[Data to process]
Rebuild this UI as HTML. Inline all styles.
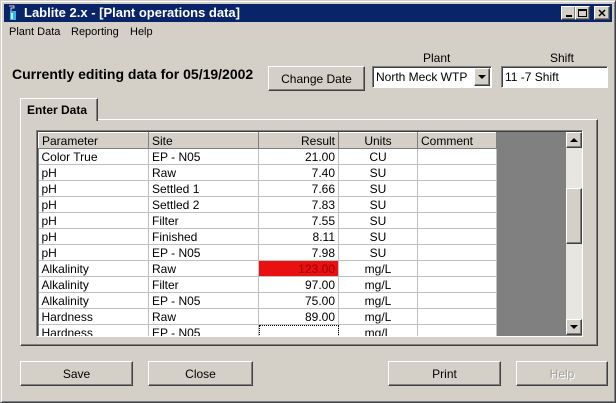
<!DOCTYPE html>
<html><head><meta charset="utf-8"><style>
*{box-sizing:border-box;margin:0;padding:0}
body{width:616px;height:403px;background:#d4d0c8;font-family:"Liberation Sans",sans-serif;font-size:11px;color:#000;position:relative;overflow:hidden}
.a{position:absolute}
.raised{border:1px solid;border-color:#fff #404040 #404040 #fff;box-shadow:inset -1px -1px #808080;background:#d4d0c8}
.sunk{border:1px solid;border-color:#808080 #fff #fff #808080;box-shadow:inset 1px 1px #404040;background:#fff}
.btn{display:flex;align-items:center;justify-content:center;font-size:12px}
table{border-collapse:collapse;table-layout:fixed}
td{height:16px;border-right:1px solid #c0c0c0;border-bottom:1px solid #c0c0c0;padding:0 3px;font-size:12px;white-space:nowrap;overflow:hidden;background:#fff}
th{height:16px;font-weight:normal;font-size:12px;text-align:left;padding:0 3px;background:#d4d0c8;border:1px solid;border-color:#fff #808080 #808080 #fff}
.r{text-align:right}.c{text-align:center}
</style></head><body>
<div class="a" style="left:0;top:0;width:616px;height:403px;border:1px solid;border-color:#d4d0c8 #404040 #404040 #d4d0c8;box-shadow:inset 1px 1px #fff,inset -1px -1px #808080"></div>
<div class="a" style="left:4px;top:4px;width:608px;height:18px;background:#0a246a"></div>
<svg class="a" style="left:6px;top:5px" width="14" height="16"><path d="M3 1h5v2H5v3" stroke="#ccc" fill="none"/><rect x="4" y="6" width="6" height="9" fill="#3ab0e0"/><rect x="5" y="8" width="2" height="6" fill="#bef"/></svg>
<div class="a" style="left:24px;top:5px;color:#fff;font-weight:bold;font-size:13px">Lablite 2.x - [Plant operations data]</div>
<div class="a raised btn" style="left:561px;top:6px;width:15px;height:14px"><div style="width:6px;height:2px;background:#000;margin-top:6px"></div></div>
<div class="a raised btn" style="left:575px;top:6px;width:15px;height:14px"><div style="width:9px;height:8px;border:1px solid #000;border-top-width:2px"></div></div>
<div class="a raised btn" style="left:594px;top:6px;width:16px;height:14px;font-weight:bold;font-size:11px">✕</div>
<div class="a" style="left:9px;top:26px;font-size:11px">Plant Data</div>
<div class="a" style="left:71px;top:26px;font-size:11px">Reporting</div>
<div class="a" style="left:130px;top:26px;font-size:11px">Help</div>
<div class="a" style="left:12px;top:66px;font-weight:bold;font-size:14px">Currently editing data for 05/19/2002</div>
<div class="a raised btn" style="left:268px;top:66px;width:97px;height:25px">Change Date</div>
<div class="a" style="left:423px;top:51px;font-size:12px">Plant</div>
<div class="a" style="left:550px;top:51px;font-size:12px">Shift</div>
<div class="a sunk" style="left:372px;top:66px;width:120px;height:22px;font-size:12px;padding:3px 0 0 3px">North Meck WTP</div>
<div class="a raised" style="left:474px;top:68px;width:16px;height:18px"><div style="margin:6px 0 0 3px;width:0;height:0;border:4px solid transparent;border-top:4px solid #000"></div></div>
<div class="a sunk" style="left:501px;top:66px;width:107px;height:22px;font-size:12px;padding:3px 0 0 3px">11 -7 Shift</div>
<div class="a" style="left:20px;top:119px;width:578px;height:227px;border:1px solid;border-color:#fff #404040 #404040 #fff;box-shadow:inset -1px -1px #808080"></div>
<div class="a" style="left:20px;top:98px;width:78px;height:23px;border:1px solid;border-color:#fff #404040 transparent #fff;border-bottom:none;box-shadow:inset -1px 0 #808080;background:#d4d0c8;font-weight:bold;font-size:12px;padding:4px 0 0 6px">Enter Data</div>
<div class="a" style="left:36px;top:130px;width:547px;height:207px;border:1px solid;border-color:#808080 #fff #fff #808080;box-shadow:inset 1px 1px #404040;background:#808080;overflow:hidden">
<table style="position:absolute;left:1px;top:1px;width:458px">
<colgroup><col style="width:110px"><col style="width:110px"><col style="width:80px"><col style="width:79px"><col style="width:79px"></colgroup>
<tr><th>Parameter</th><th>Site</th><th class="r">Result</th><th class="c">Units</th><th>Comment</th></tr>
<tr><td>Color True</td><td>EP - N05</td><td class="r">21.00</td><td class="c">CU</td><td></td></tr>
<tr><td>pH</td><td>Raw</td><td class="r">7.40</td><td class="c">SU</td><td></td></tr>
<tr><td>pH</td><td>Settled 1</td><td class="r">7.66</td><td class="c">SU</td><td></td></tr>
<tr><td>pH</td><td>Settled 2</td><td class="r">7.83</td><td class="c">SU</td><td></td></tr>
<tr><td>pH</td><td>Filter</td><td class="r">7.55</td><td class="c">SU</td><td></td></tr>
<tr><td>pH</td><td>Finished</td><td class="r">8.11</td><td class="c">SU</td><td></td></tr>
<tr><td>pH</td><td>EP - N05</td><td class="r">7.98</td><td class="c">SU</td><td></td></tr>
<tr><td>Alkalinity</td><td>Raw</td><td class="r" style="background:#e81010;color:#900">123.00</td><td class="c">mg/L</td><td></td></tr>
<tr><td>Alkalinity</td><td>Filter</td><td class="r">97.00</td><td class="c">mg/L</td><td></td></tr>
<tr><td>Alkalinity</td><td>EP - N05</td><td class="r">75.00</td><td class="c">mg/L</td><td></td></tr>
<tr><td>Hardness</td><td>Raw</td><td class="r">89.00</td><td class="c">mg/L</td><td></td></tr>
<tr><td>Hardness</td><td>EP - N05</td><td class="r" style="outline:1px dotted #000;outline-offset:-1px"></td><td class="c">mg/L</td><td></td></tr>
</table>
<div style="position:absolute;left:529px;top:1px;width:16px;height:203px;background:#e8e6e0"></div>
<div class="raised" style="position:absolute;left:529px;top:1px;width:16px;height:16px"><div style="margin:5px 0 0 3px;width:0;height:0;border:4px solid transparent;border-bottom:4px solid #000;border-top:none"></div></div>
<div class="raised" style="position:absolute;left:529px;top:57px;width:16px;height:56px"></div>
<div class="raised" style="position:absolute;left:529px;top:188px;width:16px;height:16px"><div style="margin:5px 0 0 3px;width:0;height:0;border:4px solid transparent;border-top:4px solid #000;border-bottom:none"></div></div>
</div>
<div class="a raised btn" style="left:20px;top:361px;width:113px;height:25px">Save</div>
<div class="a raised btn" style="left:148px;top:361px;width:105px;height:25px">Close</div>
<div class="a raised btn" style="left:388px;top:361px;width:113px;height:25px">Print</div>
<div class="a raised btn" style="left:516px;top:361px;width:92px;height:25px;color:#a0a0a0;text-shadow:1px 1px #fff">Help</div>
</body></html>
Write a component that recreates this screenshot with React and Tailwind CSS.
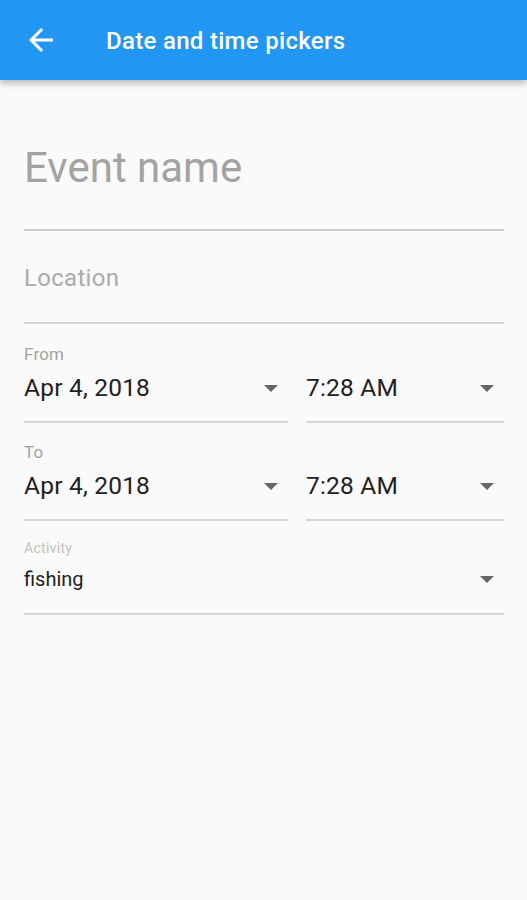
import React from "react";

const Arrow = () => (
  <svg width="14" height="7" viewBox="0 0 14 7" className="shrink-0">
    <path d="M0 0 L14 0 L7 7 Z" fill="#666666" />
  </svg>
);

function DateTimeRow({ label, first }) {
  const labelCls = first
    ? "pt-[20px] text-[17px] leading-[20px] tracking-[0.2px] text-[#a3a3a3]"
    : "pt-[19px] text-[17px] leading-[20px] tracking-[0.2px] text-[#a3a3a3]";
  return (
    <div className="flex gap-[18px]">
      <div className="flex-1">
        <div className={labelCls}>{label}</div>
        <div className="flex items-center justify-between pr-[10px] pt-[9px] pb-[18px] border-b-2 border-[#d6d6d6]">
          <span className="text-[24.5px] leading-[30px] tracking-[0.2px] text-[#212121]">Apr 4, 2018</span>
          <Arrow />
        </div>
      </div>
      <div className="w-[198px]">
        <div className={labelCls}>&nbsp;</div>
        <div className="flex items-center justify-between pr-[10px] pt-[9px] pb-[18px] border-b-2 border-[#d6d6d6]">
          <span className="text-[24.5px] leading-[30px] tracking-[0.2px] text-[#212121]">7:28 AM</span>
          <Arrow />
        </div>
      </div>
    </div>
  );
}

export default function App() {
  return (
    <div className="w-[527px] h-[900px] bg-[#fafafa] overflow-hidden" style={{ fontFamily: "Roboto, 'Liberation Sans', sans-serif" }}>
      <div className="relative z-10 h-20 bg-[#2196f3] flex items-center shadow-[0_3px_7px_rgba(0,0,0,0.28)]">
        <div className="w-[106px] pl-[23px] flex items-center">
          <svg width="36" height="36" viewBox="0 0 24 24">
            <path d="M20 11H7.83l5.59-5.59L12 4l-8 8 8 8 1.41-1.41L7.83 13H20v-2z" fill="#ffffff" />
          </svg>
        </div>
        <div className="text-white text-[24px] font-medium leading-none tracking-[0.3px] pt-[1px]">Date and time pickers</div>
      </div>

      <div className="pl-6 pr-[23px]">
        <div className="pt-[64px] border-b-2 border-[#cccccc] pb-[37px]">
          <div className="text-[42px] leading-[48px] text-[#a3a3a3]">Event name</div>
        </div>

        <div className="pt-[33px] border-b-2 border-[#d6d6d6] pb-[30px]">
          <div className="text-[24px] leading-[28px] tracking-[0.3px] text-[#ababab]">Location</div>
        </div>

        <DateTimeRow label="From" first />
        <DateTimeRow label="To" />

        <div>
          <div className="pt-[19px] text-[14px] leading-[16px] tracking-[0.3px] text-[#c2c2c2]">Activity</div>
          <div className="flex items-center justify-between pr-[10px] pt-[11px] pb-[22px] border-b-2 border-[#d6d6d6]">
            <span className="text-[20px] leading-[24px] text-[#212121]">fishing</span>
            <Arrow />
          </div>
        </div>
      </div>
    </div>
  );
}
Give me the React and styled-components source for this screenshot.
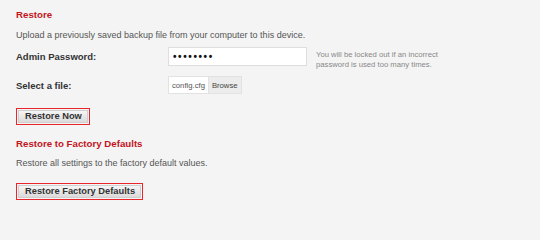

[Exercise goal] Reproduce every line of the listing above in which the string "this" appears.

[Response]
Rebuild this UI as HTML. Inline all styles.
Write a component that recreates this screenshot with React and Tailwind CSS.
Give me the React and styled-components source for this screenshot.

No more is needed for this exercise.